A drop in price was good news for shoppers--- increasingly cheaper cottons opened up a whole world of consumerism for people on the lower rungs of the economic ladder and cheaper cottons probably increased an interest in patchwork.
 
Sarah Johnson's quilt dated 1826
Shelburne Museum
 
Amelia Lauck's quilt dated 1822
 
But the effects on manufacturing and trade continued a long financial depression that had begun when France and England went to war in the early 19th century and drew the United States into the fight. It took decades to recover from the Napoleonic Wars.
 
I like to blame it all on Boney---years of fabric deprivation.

A Postscript on Henry Clay as the Protector of Home Industries
Thirty years after the War of 1812 Clay received a quilt as a gift, made by Elizabeth Schultz of Pennsylvania, "cloth, thread and every thing of home production." That quilt is in the collection of Clay's Kentucky home Ashland and now on loan to the American Textile History Museum's show Home Front and Battle Field.

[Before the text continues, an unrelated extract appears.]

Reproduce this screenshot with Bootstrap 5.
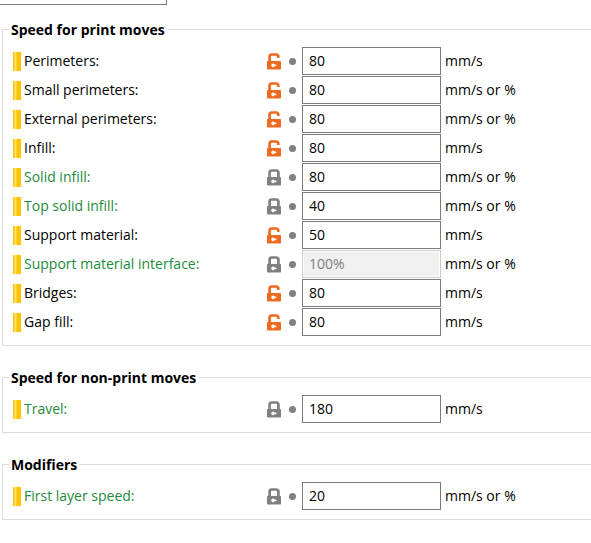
<!DOCTYPE html>
<html lang="en">
<head>
<meta charset="utf-8">
<meta name="viewport" content="width=device-width, initial-scale=1">
<title>Speed settings</title>
<link rel="stylesheet" href="https://cdn.jsdelivr.net/npm/bootstrap@5.3.0/dist/css/bootstrap.min.css">
<style>
  body { font: 14px/20px "Open Sans", "Noto Sans", sans-serif; color: #000; background: #fff; }
  .preset-box { width: 168px; height: 28px; margin: -23px 0 14px -1px; border: 1px solid #7a7a7a; }
  .group { margin: 0 0 21px 2px; padding: 7px 0 9px 10px; border: 1px solid #dcdcdc; border-right: 0; }
  .group > legend { margin-left: -4px; padding: 0 3px 0 2px; font-size: 14px; line-height: 21px; font-weight: 700; }
  .setting { height: 28px; }
  .setting + .setting { margin-top: 1px; }
  .mode-bar { width: 8px; height: 19px; background: linear-gradient(90deg, #ffc400 1px, #ffd432 1px 2px, #ffe173 2px 3px, #ffd432 3px 4px, #ffc400 4px); }
  .setting-label { width: 246px; padding-left: 3px; }
  .system { color: #1e8a3c; }
  .icon-btn { line-height: 0; color: #808080; }
  .unlocked { color: #ed6b21; }
  .dot-btn { width: 20px; }
  .value-box { width: 139px; height: 28px; padding: 0 6px 2px; border: 1px solid #7a7a7a; color: #000; background: #fff; }
  .value-box:disabled { border-color: #ccc; background: #f0f0f0; color: #7d7d7d; box-shadow: inset 0 0 0 1px #fff; }
  .unit { padding-left: 4px; }
</style>
<script src="https://cdn.jsdelivr.net/npm/bootstrap@5.3.0/dist/js/bootstrap.bundle.min.js"></script>
</head>
<body>
<svg class="d-none" aria-hidden="true">
  <symbol id="lock-open" viewBox="0 0 15 17">
    <path d="M2.6 9V3.7Q2.6 1.5 4.8 1.5H9Q11.3 1.5 11.3 3.7V5" fill="none" stroke="currentColor" stroke-width="2.7"/>
    <path fill-rule="evenodd" fill="currentColor" d="M.8 8H13.2Q14 8 14 8.8V15.7Q14 16.5 13.2 16.5H.8Q0 16.5 0 15.7V8.8Q0 8 .8 8ZM7.4 11.5A1.7 1.7 0 1 0 7.4 13.3H9.3V11.5Z"/>
  </symbol>
  <symbol id="lock-closed" viewBox="0 0 15 17">
    <path d="M2.6 9V3.7Q2.6 1.5 4.8 1.5H9.2Q11.4 1.5 11.4 3.7V9" fill="none" stroke="currentColor" stroke-width="2.7"/>
    <path fill-rule="evenodd" fill="currentColor" d="M.8 8H13.2Q14 8 14 8.8V15.7Q14 16.5 13.2 16.5H.8Q0 16.5 0 15.7V8.8Q0 8 .8 8ZM7.4 11.5A1.7 1.7 0 1 0 7.4 13.3H9.3V11.5Z"/>
  </symbol>
  <symbol id="dot" viewBox="0 0 7 7"><circle cx="3.5" cy="3.5" r="3.5" fill="currentColor"/></symbol>
</svg>
<main class="overflow-hidden">
  <input class="preset-box d-block" type="text" aria-label="Preset">

  <fieldset class="group">
    <legend class="float-none w-auto mb-0">Speed for print moves</legend>
    <div class="setting d-flex align-items-center">
      <span class="mode-bar flex-shrink-0"></span>
      <label class="setting-label flex-shrink-0" for="perimeters">Perimeters:</label>
      <button class="icon-btn unlocked border-0 bg-transparent p-0" type="button" aria-label="Reset to system value"><svg width="15" height="17"><use href="#lock-open"/></svg></button>
      <button class="icon-btn dot-btn border-0 bg-transparent p-0" type="button" aria-label="Undo change"><svg width="7" height="7"><use href="#dot"/></svg></button>
      <input class="value-box" id="perimeters" type="text" value="80">
      <span class="unit">mm/s</span>
    </div>
    <div class="setting d-flex align-items-center">
      <span class="mode-bar flex-shrink-0"></span>
      <label class="setting-label flex-shrink-0" for="small-perimeters">Small perimeters:</label>
      <button class="icon-btn unlocked border-0 bg-transparent p-0" type="button" aria-label="Reset to system value"><svg width="15" height="17"><use href="#lock-open"/></svg></button>
      <button class="icon-btn dot-btn border-0 bg-transparent p-0" type="button" aria-label="Undo change"><svg width="7" height="7"><use href="#dot"/></svg></button>
      <input class="value-box" id="small-perimeters" type="text" value="80">
      <span class="unit">mm/s or %</span>
    </div>
    <div class="setting d-flex align-items-center">
      <span class="mode-bar flex-shrink-0"></span>
      <label class="setting-label flex-shrink-0" for="external-perimeters">External perimeters:</label>
      <button class="icon-btn unlocked border-0 bg-transparent p-0" type="button" aria-label="Reset to system value"><svg width="15" height="17"><use href="#lock-open"/></svg></button>
      <button class="icon-btn dot-btn border-0 bg-transparent p-0" type="button" aria-label="Undo change"><svg width="7" height="7"><use href="#dot"/></svg></button>
      <input class="value-box" id="external-perimeters" type="text" value="80">
      <span class="unit">mm/s or %</span>
    </div>
    <div class="setting d-flex align-items-center">
      <span class="mode-bar flex-shrink-0"></span>
      <label class="setting-label flex-shrink-0" for="infill">Infill:</label>
      <button class="icon-btn unlocked border-0 bg-transparent p-0" type="button" aria-label="Reset to system value"><svg width="15" height="17"><use href="#lock-open"/></svg></button>
      <button class="icon-btn dot-btn border-0 bg-transparent p-0" type="button" aria-label="Undo change"><svg width="7" height="7"><use href="#dot"/></svg></button>
      <input class="value-box" id="infill" type="text" value="80">
      <span class="unit">mm/s</span>
    </div>
    <div class="setting d-flex align-items-center">
      <span class="mode-bar flex-shrink-0"></span>
      <label class="setting-label system flex-shrink-0" for="solid-infill">Solid infill:</label>
      <button class="icon-btn border-0 bg-transparent p-0" type="button" aria-label="Same as system value"><svg width="15" height="17"><use href="#lock-closed"/></svg></button>
      <button class="icon-btn dot-btn border-0 bg-transparent p-0" type="button" aria-label="Undo change"><svg width="7" height="7"><use href="#dot"/></svg></button>
      <input class="value-box" id="solid-infill" type="text" value="80">
      <span class="unit">mm/s or %</span>
    </div>
    <div class="setting d-flex align-items-center">
      <span class="mode-bar flex-shrink-0"></span>
      <label class="setting-label system flex-shrink-0" for="top-solid-infill">Top solid infill:</label>
      <button class="icon-btn border-0 bg-transparent p-0" type="button" aria-label="Same as system value"><svg width="15" height="17"><use href="#lock-closed"/></svg></button>
      <button class="icon-btn dot-btn border-0 bg-transparent p-0" type="button" aria-label="Undo change"><svg width="7" height="7"><use href="#dot"/></svg></button>
      <input class="value-box" id="top-solid-infill" type="text" value="40">
      <span class="unit">mm/s or %</span>
    </div>
    <div class="setting d-flex align-items-center">
      <span class="mode-bar flex-shrink-0"></span>
      <label class="setting-label flex-shrink-0" for="support">Support material:</label>
      <button class="icon-btn unlocked border-0 bg-transparent p-0" type="button" aria-label="Reset to system value"><svg width="15" height="17"><use href="#lock-open"/></svg></button>
      <button class="icon-btn dot-btn border-0 bg-transparent p-0" type="button" aria-label="Undo change"><svg width="7" height="7"><use href="#dot"/></svg></button>
      <input class="value-box" id="support" type="text" value="50">
      <span class="unit">mm/s</span>
    </div>
    <div class="setting d-flex align-items-center">
      <span class="mode-bar flex-shrink-0"></span>
      <label class="setting-label system flex-shrink-0" for="support-interface">Support material interface:</label>
      <button class="icon-btn border-0 bg-transparent p-0" type="button" aria-label="Same as system value"><svg width="15" height="17"><use href="#lock-closed"/></svg></button>
      <button class="icon-btn dot-btn border-0 bg-transparent p-0" type="button" aria-label="Undo change"><svg width="7" height="7"><use href="#dot"/></svg></button>
      <input class="value-box" id="support-interface" type="text" value="100%" disabled>
      <span class="unit">mm/s or %</span>
    </div>
    <div class="setting d-flex align-items-center">
      <span class="mode-bar flex-shrink-0"></span>
      <label class="setting-label flex-shrink-0" for="bridges">Bridges:</label>
      <button class="icon-btn unlocked border-0 bg-transparent p-0" type="button" aria-label="Reset to system value"><svg width="15" height="17"><use href="#lock-open"/></svg></button>
      <button class="icon-btn dot-btn border-0 bg-transparent p-0" type="button" aria-label="Undo change"><svg width="7" height="7"><use href="#dot"/></svg></button>
      <input class="value-box" id="bridges" type="text" value="80">
      <span class="unit">mm/s</span>
    </div>
    <div class="setting d-flex align-items-center">
      <span class="mode-bar flex-shrink-0"></span>
      <label class="setting-label flex-shrink-0" for="gap-fill">Gap fill:</label>
      <button class="icon-btn unlocked border-0 bg-transparent p-0" type="button" aria-label="Reset to system value"><svg width="15" height="17"><use href="#lock-open"/></svg></button>
      <button class="icon-btn dot-btn border-0 bg-transparent p-0" type="button" aria-label="Undo change"><svg width="7" height="7"><use href="#dot"/></svg></button>
      <input class="value-box" id="gap-fill" type="text" value="80">
      <span class="unit">mm/s</span>
    </div>
  </fieldset>

  <fieldset class="group">
    <legend class="float-none w-auto mb-0">Speed for non-print moves</legend>
    <div class="setting d-flex align-items-center">
      <span class="mode-bar flex-shrink-0"></span>
      <label class="setting-label system flex-shrink-0" for="travel">Travel:</label>
      <button class="icon-btn border-0 bg-transparent p-0" type="button" aria-label="Same as system value"><svg width="15" height="17"><use href="#lock-closed"/></svg></button>
      <button class="icon-btn dot-btn border-0 bg-transparent p-0" type="button" aria-label="Undo change"><svg width="7" height="7"><use href="#dot"/></svg></button>
      <input class="value-box" id="travel" type="text" value="180">
      <span class="unit">mm/s</span>
    </div>
  </fieldset>

  <fieldset class="group">
    <legend class="float-none w-auto mb-0">Modifiers</legend>
    <div class="setting d-flex align-items-center">
      <span class="mode-bar flex-shrink-0"></span>
      <label class="setting-label system flex-shrink-0" for="first-layer">First layer speed:</label>
      <button class="icon-btn border-0 bg-transparent p-0" type="button" aria-label="Same as system value"><svg width="15" height="17"><use href="#lock-closed"/></svg></button>
      <button class="icon-btn dot-btn border-0 bg-transparent p-0" type="button" aria-label="Undo change"><svg width="7" height="7"><use href="#dot"/></svg></button>
      <input class="value-box" id="first-layer" type="text" value="20">
      <span class="unit">mm/s or %</span>
    </div>
  </fieldset>
</main>
</body>
</html>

Detail of the center of quilt by Elizabeth Schultz

One might understand that Schultz produced the fabrics by homespinning and weaving but what was meant was that these were factory cottons produced in the United States. The quilt was accompanied by a flowery tribute to Schultz's age (76), to Clay and to "the Needle---the NEEDLE, that implement and emblem of industry the source of all prosperity, of which throughout your whole life, you have been recognized and unrivalled advocate, protector and champion."

See a summary of this correspondence in a preview of The Papers of Henry Clay, Volume 10
http://books.google.com/books?id=bZQQETnM6_gC&pg=PA338&lpg=PA338&dq=henry+clay+quilt&source=bl&ots=I0ODcgUgLo&sig=rxGHOoHjO9OiZm8M3LAifCZylVo&hl=en&sa=X&ei=4bJ5UJPPI5K68wSJu4DwBA&ved=0CFwQ6AEwDQ#v=onepage&q=henry%20clay%20quilt&f=false 
 

3 comments:

WoolenSails said...

I wish I had more history of my past relatives since they were sailors and captains, wonder what types of fabrics they might have dealt with or quilts that were made by their wives. Can you imagine what they would think of the prices we pay now, lol.